Lutz had me to dinner again the night before the schooner left, and at table were, besides Jensen and the Hamburg apprentice, Captain Pincher and Ducat, his mate. I did not get a glimpse of Maná, though Lutz appeared uneasy, and occasionally went out into the kitchen and once into the garden. The good Patzenhofer beer was plentifully served by the Tongan, and, un-iced as it was, we drank several cases of it with “Hochs!” from Lutz and the Hamburger, “Skoals!” from Jensen, and “‘Ere’s yer bloody ’ealths!” from Lying Bill.

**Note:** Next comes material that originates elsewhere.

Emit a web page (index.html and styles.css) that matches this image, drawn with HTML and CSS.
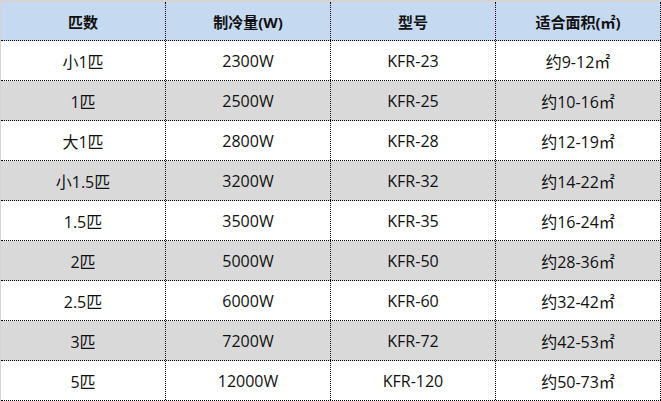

McHenry, I learned, was keeping a store on the atoll of Takaroa. The rahui at Takaroa was finished, and the divers dispersed. No great pearl had been brought up, though Mapuhi and his tribe had had a bountiful season. Our party broke up about midnight, and, after the seafarers had gone down the basalt stairs to their boat, and his clerks were in bed, Lutz and I sat a few minutes. He, perhaps, wanted to avow his intentions regarding Barbe Narbonne, to justify himself about Maná, and to gain from me the comfort of my concurrence in his ethics and ambitions, but his stiff Prussian bringing-up forbade him. Instead, he spoke of his childhood at Frankfort, his education, and his failure to go to a University on account of poverty. At seventeen, he had been put to work in an exporting house in Hamburg, and had passed seven years as an underling with small pay. His chance had come when debts due the company in Tahiti called for an experienced man in goods and finance to go to Papeete and wring a settlement from the debtor. He had been able to please his firm, and to buy out the failing concern by Hamburg backing. In the fourteen years since, he had been exiled in Tahauku, and despite his grinding efforts and many voluntary privations, had not amassed much. His mother and father in Germany were dependent on him, and he had not been able once to visit them because of the expense.